De-duping Pulp Content Views

Hi there,

I have a question about how Pulp content looks when the same content-view is promoted to multiple lifecycle environments.

I have the following LEs: Eng>RC>UAT>Dev>Test>PAT>Prod (quite a few)

I create a new version of my cv-core, publish it and promote it into each of those LEs.

The content is unchanged in each promotion, but it looks to me that Pulp is generating a new copy of cv-core in each LE.

First up, am I right about this? It certainly look that way from the server workload when I compare promotions into just Eng versus promotions into all LEs.

Secondly (depending on the answer to Q1), is it not possible to link the version of cv-core in say UAT back to the initial version promoted to Eng? Copy on Write type of thing? Saving having to create an entire new copy of a cv which is identical.

I’m asking because my content is synched out from a central Pulp in Katello out to 26 global smart-proxies and the 7 LEs mentioned above. The workload on each of the smart-proxies is massive during each release cycle. We wondered if there is anything we can do to tune this to help the smart-proxies out.

Thanks

Duncan

Hey Duncan,

This is more a question for “how katello manages content-views” - Pulp doesn’t “know anything” about how Katello organizes lifecycle-environments or content-views. We can weigh in on pulp’s pieces.

Katello’s CVs are all individual repositories in Pulp. The content itslef is de-duplicated on the “home” katello - but from a smart-proxy’s POV, it has no way of knowing that. So when Pulp on a SP is told “sync these 27 repositories”, it pulls the content down. It doesn’t know it’s “the same” in each repo, until it has the binary blobs in hand and has successfully checksummed it - then it can reliably say “oh I already have this one”.

Making that process “smarter” would involve handshakes between the smart proxies and katello, and a different way of defining what a CV is inside of katello, which would be a big change, I think.

I don’t know if this helps any- you may get more focused answers for your specific scenario from TheForeman’s Discourse, which includes the Katello Gang.

2 Likes

Definitely a Katello question that would be more at home on the Foreman discourse.

I do know something about how Katello handles promoting the same content view version to multiple lifecycle environments, so maybe I can just answer the question:

Each new content view version creates a new Pulp repository and copies content from the library instance Pulp repository to the content view version Pulp repository. This is necessary to provide features like content view filters and roll-back to old content view versions.

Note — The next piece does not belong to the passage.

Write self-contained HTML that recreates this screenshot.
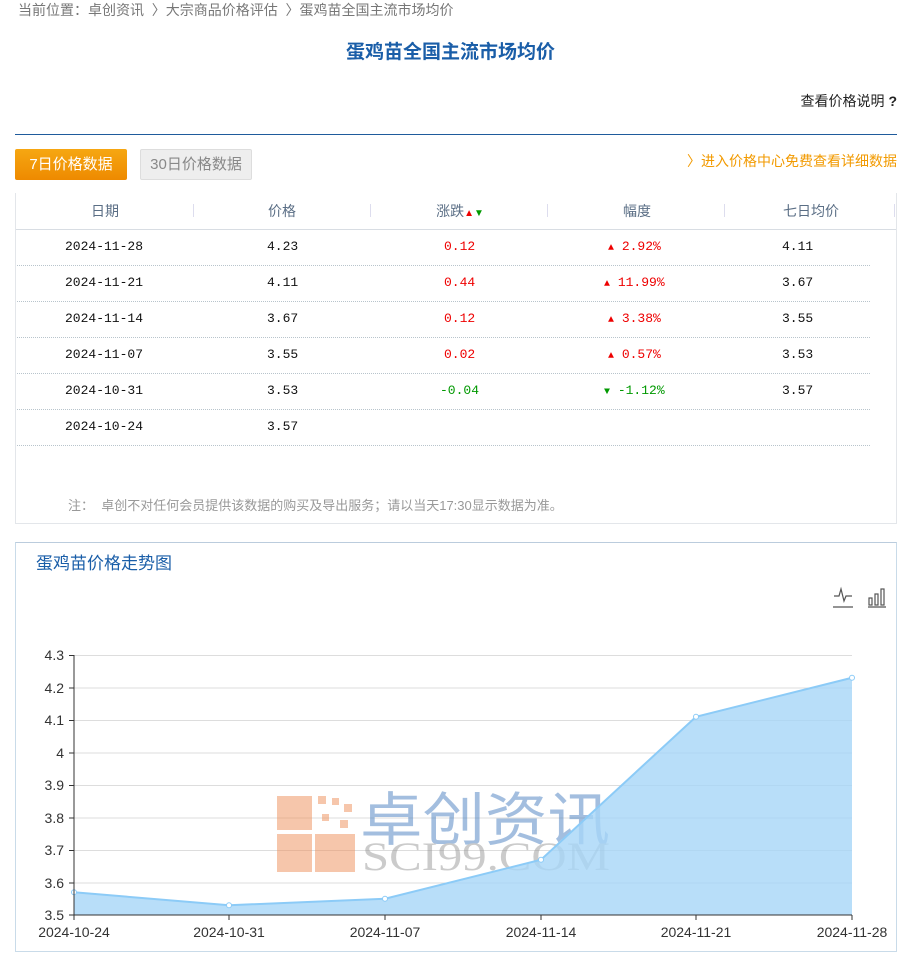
<!DOCTYPE html>
<html><head><meta charset="utf-8"><style>
*{margin:0;padding:0;box-sizing:border-box}
body{width:901px;height:957px;background:#fff;font-family:"Liberation Sans","Noto Sans CJK SC",sans-serif;position:relative;overflow:hidden;color:#333}
.a{position:absolute;white-space:nowrap}
.m{font-family:"Liberation Mono","Noto Sans CJK SC",monospace;font-size:13px;color:#111}
.r{color:#e00}.g{color:#090}
.line{position:absolute;left:17px;width:853px;border-top:1px dotted #b8c4cc}
.hd{position:absolute;top:201px;font-size:14px;color:#5a6e85;transform:translateX(-50%)}
.sep{position:absolute;top:204px;width:1px;height:13px;background:#dde}
</style></head><body>
<div class="a" style="left:18px;top:0px;font-size:14px;color:#777">当前位置：卓创资讯 &nbsp;〉大宗商品价格评估 &nbsp;〉蛋鸡苗全国主流市场均价</div>
<div class="a" style="left:0;width:901px;text-align:center;top:37px;font-size:19px;font-weight:bold;color:#1a5ea8">蛋鸡苗全国主流市场均价</div>
<div class="a" style="right:4px;top:91px;font-size:14px;color:#222">查看价格说明 <b>?</b></div>
<div class="a" style="left:15px;top:134px;width:882px;height:1px;background:#1f5b9c"></div>
<div class="a" style="left:15px;top:149px;width:112px;height:31px;background:linear-gradient(#f6a712,#ee8a00);border-radius:2px;color:#fff;font-size:15px;line-height:31px;text-align:center">7日价格数据</div>
<div class="a" style="left:140px;top:149px;width:112px;height:31px;background:#eee;border:1px solid #ddd;border-radius:2px;color:#888;font-size:15px;line-height:29px;text-align:center">30日价格数据</div>
<div class="a" style="right:4px;top:151px;font-size:14px;color:#f29a00">〉进入价格中心免费查看详细数据</div>
<div class="a" style="left:15px;top:193px;width:882px;height:331px;border:1px solid #e3e6ea;border-top:none"></div>
<div class="a" style="left:16px;top:193px;width:880px;height:37px;border-bottom:1px solid #d8dde3"></div>
<div class="hd" style="left:105px">日期</div>
<div class="hd" style="left:282px">价格</div>
<div class="hd" style="left:460px">涨跌<span style="color:#e00;font-size:10px">▲</span><span style="color:#090;font-size:10px">▼</span></div>
<div class="hd" style="left:637px">幅度</div>
<div class="hd" style="left:811px">七日均价</div>
<div class="sep" style="left:193px"></div><div class="sep" style="left:370px"></div><div class="sep" style="left:547px"></div><div class="sep" style="left:724px"></div><div class="sep" style="left:894px"></div>
<div class="line" style="top:265px"></div><div class="line" style="top:301px"></div><div class="line" style="top:337px"></div><div class="line" style="top:373px"></div><div class="line" style="top:409px"></div><div class="line" style="top:445px"></div>

<div class="a m" style="left:65px;top:239px">2024-11-28</div><div class="a m" style="left:267px;top:239px">4.23</div><div class="a m r" style="left:444px;top:239px">0.12</div><div class="a m r" style="left:608px;top:239px"><span style="font-size:10px">▲</span> 2.92%</div><div class="a m" style="left:782px;top:239px">4.11</div>
<div class="a m" style="left:65px;top:275px">2024-11-21</div><div class="a m" style="left:267px;top:275px">4.11</div><div class="a m r" style="left:444px;top:275px">0.44</div><div class="a m r" style="left:604px;top:275px"><span style="font-size:10px">▲</span> 11.99%</div><div class="a m" style="left:782px;top:275px">3.67</div>
<div class="a m" style="left:65px;top:311px">2024-11-14</div><div class="a m" style="left:267px;top:311px">3.67</div><div class="a m r" style="left:444px;top:311px">0.12</div><div class="a m r" style="left:608px;top:311px"><span style="font-size:10px">▲</span> 3.38%</div><div class="a m" style="left:782px;top:311px">3.55</div>
<div class="a m" style="left:65px;top:347px">2024-11-07</div><div class="a m" style="left:267px;top:347px">3.55</div><div class="a m r" style="left:444px;top:347px">0.02</div><div class="a m r" style="left:608px;top:347px"><span style="font-size:10px">▲</span> 0.57%</div><div class="a m" style="left:782px;top:347px">3.53</div>
<div class="a m" style="left:65px;top:383px">2024-10-31</div><div class="a m" style="left:267px;top:383px">3.53</div><div class="a m g" style="left:440px;top:383px">-0.04</div><div class="a m g" style="left:604px;top:383px"><span style="font-size:10px">▼</span> -1.12%</div><div class="a m" style="left:782px;top:383px">3.57</div>
<div class="a m" style="left:65px;top:419px">2024-10-24</div><div class="a m" style="left:267px;top:419px">3.57</div>
<div class="a" style="left:68px;top:495px;font-size:13px;color:#999">注： &nbsp;卓创不对任何会员提供该数据的购买及导出服务；请以当天17:30显示数据为准。</div>

<div class="a" style="left:15px;top:542px;width:882px;height:410px;border:1px solid #c9dbe9;border-top-color:#bcd"></div>
<div class="a" style="left:36px;top:549px;font-size:17px;color:#1a5ea8">蛋鸡苗价格走势图</div>

<svg class="a" style="left:0;top:0" width="901" height="957">
<g stroke="#555" stroke-width="1.2" fill="none">
<path d="M834 596 h5 l2 -7 l3 12 l2 -5 h6"/><path d="M833 607 h20"/>
<rect x="869" y="598" width="3" height="7"/><rect x="875" y="594" width="3" height="11"/><rect x="881" y="589" width="3" height="16"/><path d="M868 607 h18"/>
</g>
<g stroke="#ddd" stroke-width="1" fill="none">
<path d="M74 655.5H852M74 688H852M74 720.5H852M74 753H852M74 785.5H852M74 818H852M74 850.5H852M74 883H852"/>
</g>
<g opacity="0.5">
<rect x="277" y="796" width="35" height="34" fill="#ef8f5a"/><rect x="315" y="834" width="40" height="38" fill="#ef8f5a"/><rect x="277" y="834" width="35" height="38" fill="#ef8f5a"/>
<rect x="318" y="796" width="8" height="8" fill="#ef8f5a"/><rect x="332" y="798" width="7" height="7" fill="#ef8f5a"/><rect x="344" y="804" width="8" height="8" fill="#ef8f5a"/><rect x="322" y="814" width="7" height="7" fill="#ef8f5a"/><rect x="340" y="820" width="8" height="8" fill="#ef8f5a"/>
<text x="360" y="840" font-size="58" fill="#4a7fc0" font-family="Noto Sans CJK SC,sans-serif" textLength="250" lengthAdjust="spacingAndGlyphs">卓创资讯</text>
<text x="362" y="870" font-size="40" fill="#999" font-family="Liberation Serif,serif" textLength="248" lengthAdjust="spacingAndGlyphs">SCI99.COM</text>
</g>
<path d="M74 892.25 L229 905.25 L385 898.75 L541 859.75 L696 716.75 L852 677.75 L852 915 L74 915Z" fill="#a6d6f8" fill-opacity="0.8"/>
<path d="M74 892.25 L229 905.25 L385 898.75 L541 859.75 L696 716.75 L852 677.75" stroke="#8ccbf7" stroke-width="2" fill="none"/>
<g fill="#fff" stroke="#8ccbf7" stroke-width="1"><circle cx="74" cy="892.25" r="2.5"/><circle cx="229" cy="905.25" r="2.5"/><circle cx="385" cy="898.75" r="2.5"/><circle cx="541" cy="859.75" r="2.5"/><circle cx="696" cy="716.75" r="2.5"/><circle cx="852" cy="677.75" r="2.5"/></g>
<g stroke="#333" stroke-width="1" fill="none"><path d="M74 655V915H852"/><path d="M69 655.5h5M69 688h5M69 720.5h5M69 753h5M69 785.5h5M69 818h5M69 850.5h5M69 883h5M69 915h5"/><path d="M74 915v5M229 915v5M385 915v5M541 915v5M696 915v5M852 915v5"/></g>
<g font-size="14" fill="#333" font-family="Liberation Sans,sans-serif" text-anchor="end">
<text x="64" y="660">4.3</text><text x="64" y="693">4.2</text><text x="64" y="725">4.1</text><text x="64" y="758">4</text><text x="64" y="790">3.9</text><text x="64" y="823">3.8</text><text x="64" y="855">3.7</text><text x="64" y="888">3.6</text><text x="64" y="920">3.5</text>
</g>
<g font-size="14" fill="#333" font-family="Liberation Sans,sans-serif" text-anchor="middle">
<text x="74" y="937">2024-10-24</text><text x="229" y="937">2024-10-31</text><text x="385" y="937">2024-11-07</text><text x="541" y="937">2024-11-14</text><text x="696" y="937">2024-11-21</text><text x="852" y="937">2024-11-28</text>
</g>
</svg>
</body></html>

However for lifecylce environments it is different. Katello does not create a new Pulp repository for those. It merely creates a new Pulp distribution (Which is essentially just a reserved path on the Pulp content app) and then re-uses the publication/repository it already created for the content view version for that new Pulp distribution. That way, if you have 7 different lifecycle environments that all have the same content view version promoted to them, you will see 7 different repository URLs on your Katello instance, but all 7 of them will be serving the exact identical Pulp objects. So this is not duplicated in Pulp.

However, like @ggainey said, the smart proxies don’t know that all of those URLs are serving the same content, so if you sync 7 lifecycle environments to your smart proxies, that is still going to be 7 separate syncs into 7 different Pulp repos on the smart proxy, for each repo that is in the 7 lifecycle environments. (Even if exactly the same state is in all of them).

One question I have, is why you have 7 different environments if they all have the same content view version promoted to them anyway? Or did I misunderstand that point?

3 Likes

Thanks for both answers. Makes more sense to me now. I thought Pulp was more content-view manager, but you straightened out my thinking.

We are loading some historic content (the last 3 monthly releases) into the repos at the moment. Hence promoting the same CV through all environments. So it’s definitely not a regular thing. Normal practice is to do quite a lot of promotions of new CV to Eng while we work on a release, then promote a specific version to RC & UAT for testing. If that is successful, we promote to the end-users environments which are Dev & Test initially, then a week later to PAT and Prod.

Thanks for sorting me out

On a Pulp-related note then (something which I keep getting asked). Is it possible to get Pulp to only put the latest version of packages into a repo?

So if I’ve got 12 historic versions of a package in a repo, could I flag the repo as “latest-only” and have all the older versions of packages removed? Not to save space on the server, but clients build up a lot of cruft from dnf caches. Would be nice to keep those numbers as low as feasible.

For RPM packages (yum content in Katello, pulp_rpm Pulp plugin) this feature exists on the Pulp side.

Katello will only let you see and use it if you set the “Mirroring Policy” for your yum type Katello repo to “Additive”. Once you have done that you will see the “Retain package versions” option on the Katello repository page. You can set this to 1 for “only keep one (latest version) of each package”.

This feature does not exist for .deb packages.

1 Like